GOAL
Return the data exactly, with all pictures removed.

DATASET CONTENT
++++++

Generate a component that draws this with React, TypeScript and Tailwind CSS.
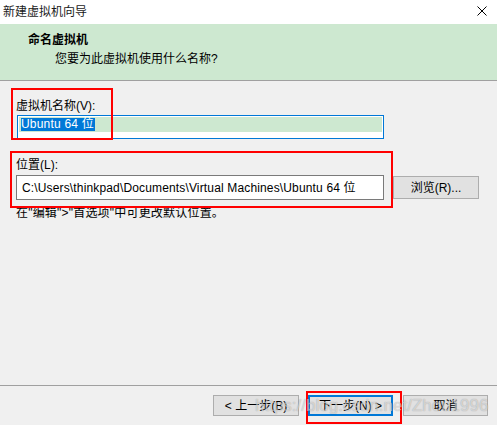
export default function App() {
  return (
    <div className="relative w-[497px] h-[425px] overflow-hidden bg-[#f0f0f0] text-[12px] text-black font-['Liberation_Sans','Noto_Sans_CJK_SC',sans-serif]">
      {/* Title bar */}
      <div className="flex h-[24px] items-center justify-between bg-white pl-[3px] pr-[10px]">
        <span className="leading-[16px] text-[#1a1a1a]">新建虚拟机向导</span>
        <svg width="10" height="10" viewBox="0 0 10 10" className="mt-[-2px]">
          <path d="M0.5 0.5 L9.5 9.5 M9.5 0.5 L0.5 9.5" stroke="#000" strokeWidth="1" fill="none" />
        </svg>
      </div>

      {/* Header */}
      <div className="h-[57px] border-b border-[#a0a0a0] bg-[#cde8d0] pt-[8px]">
        <div className="pl-[28px] font-bold leading-[16px]">命名虚拟机</div>
        <div className="mt-[3px] pl-[55px] leading-[16px]">您要为此虚拟机使用什么名称?</div>
      </div>

      {/* Body */}
      <div className="h-[304px] pl-[16px] pt-[17px]">
        <div className="leading-[16px]">虚拟机名称(V):</div>
        <div className="ml-[1px] mt-[1px] h-[24px] w-[367px] border border-[#0078d7] bg-white p-[1px]">
          <div className="flex h-[15px] items-start bg-[#cde8d0] pl-[2px]">
            <span className="mt-[1px] bg-[#0078d7] pr-[1px] text-[12px] leading-[13px] tracking-[0.2px] text-white">Ubuntu 64 位</span>
          </div>
        </div>

        <div className="mt-[18px] leading-[16px]">位置(L):</div>
        <div className="mt-[2px] flex items-center gap-[9px]">
          <div className="flex h-[25px] w-[368px] items-center border border-[#7a7a7a] bg-white pl-[5px]">
            <span className="leading-[16px] tracking-[0.15px]">C:\Users\thinkpad\Documents\Virtual Machines\Ubuntu 64 位</span>
          </div>
          <button className="h-[23px] w-[86px] border border-[#adadad] bg-[#e1e1e1] leading-[16px]">浏览(R)...</button>
        </div>

        <div className="mt-[5px] leading-[16px] tracking-[0.2px]">在"编辑"&gt;"首选项"中可更改默认位置。</div>
      </div>

      {/* Footer */}
      <div className="h-[1px] bg-[#a0a0a0]" />
      <div className="flex gap-[9px] pl-[213px] pt-[9px]">
        <button className="h-[21px] w-[86px] border border-[#adadad] bg-[#e1e1e1] leading-[16px]">&lt; 上一步(B)</button>
        <button className="h-[21px] w-[85px] border-2 border-[#0078d7] bg-[#e1e1e1] leading-[16px]">下一步(N) &gt;</button>
        <button className="ml-[1px] h-[21px] w-[85px] border border-[#adadad] bg-[#e1e1e1] leading-[16px]">取消</button>
      </div>

      {/* Annotation boxes */}
      <div className="pointer-events-none absolute left-[11px] top-[88px] h-[52px] w-[102px] border-2 border-[#ff0000]" />
      <div className="pointer-events-none absolute left-[10px] top-[151px] h-[57px] w-[383px] border-2 border-[#ff0000]" />
      <div className="pointer-events-none absolute left-[306px] top-[391px] h-[33px] w-[96px] border-2 border-[#ff0000]" />

      {/* Watermark */}
      <div className="pointer-events-none absolute left-[255px] top-[396px] text-[17px] leading-[20px] text-[rgba(255,255,255,0.55)] [text-shadow:0_0_1px_rgba(0,0,0,0.35)]">
        https://blog.csdn.net/Zhou1996
      </div>
    </div>
  )
}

++++++

SOLUTION FOR THIS TASK
Generate a component that draws this with React, TypeScript and Tailwind CSS.
export default function App() {
  return (
    <div className="relative w-[497px] h-[425px] overflow-hidden bg-[#f0f0f0] text-[12px] text-black font-['Liberation_Sans','Noto_Sans_CJK_SC',sans-serif]">
      {/* Title bar */}
      <div className="flex h-[24px] items-center justify-between bg-white pl-[3px] pr-[10px]">
        <span className="leading-[16px] text-[#1a1a1a]">新建虚拟机向导</span>
        <svg width="10" height="10" viewBox="0 0 10 10" className="mt-[-2px]">
          <path d="M0.5 0.5 L9.5 9.5 M9.5 0.5 L0.5 9.5" stroke="#000" strokeWidth="1" fill="none" />
        </svg>
      </div>

      {/* Header */}
      <div className="h-[57px] border-b border-[#a0a0a0] bg-[#cde8d0] pt-[8px]">
        <div className="pl-[28px] font-bold leading-[16px]">命名虚拟机</div>
        <div className="mt-[3px] pl-[55px] leading-[16px]">您要为此虚拟机使用什么名称?</div>
      </div>

      {/* Body */}
      <div className="h-[304px] pl-[16px] pt-[17px]">
        <div className="leading-[16px]">虚拟机名称(V):</div>
        <div className="ml-[1px] mt-[1px] h-[24px] w-[367px] border border-[#0078d7] bg-white p-[1px]">
          <div className="flex h-[15px] items-start bg-[#cde8d0] pl-[2px]">
            <span className="mt-[1px] bg-[#0078d7] pr-[1px] text-[12px] leading-[13px] tracking-[0.2px] text-white">Ubuntu 64 位</span>
          </div>
        </div>

        <div className="mt-[18px] leading-[16px]">位置(L):</div>
        <div className="mt-[2px] flex items-center gap-[9px]">
          <div className="flex h-[25px] w-[368px] items-center border border-[#7a7a7a] bg-white pl-[5px]">
            <span className="leading-[16px] tracking-[0.15px]">C:\Users\thinkpad\Documents\Virtual Machines\Ubuntu 64 位</span>
          </div>
          <button className="h-[23px] w-[86px] border border-[#adadad] bg-[#e1e1e1] leading-[16px]">浏览(R)...</button>
        </div>

        <div className="mt-[5px] leading-[16px] tracking-[0.2px]">在"编辑"&gt;"首选项"中可更改默认位置。</div>
      </div>

      {/* Footer */}
      <div className="h-[1px] bg-[#a0a0a0]" />
      <div className="flex gap-[9px] pl-[213px] pt-[9px]">
        <button className="h-[21px] w-[86px] border border-[#adadad] bg-[#e1e1e1] leading-[16px]">&lt; 上一步(B)</button>
        <button className="h-[21px] w-[85px] border-2 border-[#0078d7] bg-[#e1e1e1] leading-[16px]">下一步(N) &gt;</button>
        <button className="ml-[1px] h-[21px] w-[85px] border border-[#adadad] bg-[#e1e1e1] leading-[16px]">取消</button>
      </div>

      {/* Annotation boxes */}
      <div className="pointer-events-none absolute left-[11px] top-[88px] h-[52px] w-[102px] border-2 border-[#ff0000]" />
      <div className="pointer-events-none absolute left-[10px] top-[151px] h-[57px] w-[383px] border-2 border-[#ff0000]" />
      <div className="pointer-events-none absolute left-[306px] top-[391px] h-[33px] w-[96px] border-2 border-[#ff0000]" />

      {/* Watermark */}
      <div className="pointer-events-none absolute left-[255px] top-[396px] text-[17px] leading-[20px] text-[rgba(255,255,255,0.55)] [text-shadow:0_0_1px_rgba(0,0,0,0.35)]">
        https://blog.csdn.net/Zhou1996
      </div>
    </div>
  )
}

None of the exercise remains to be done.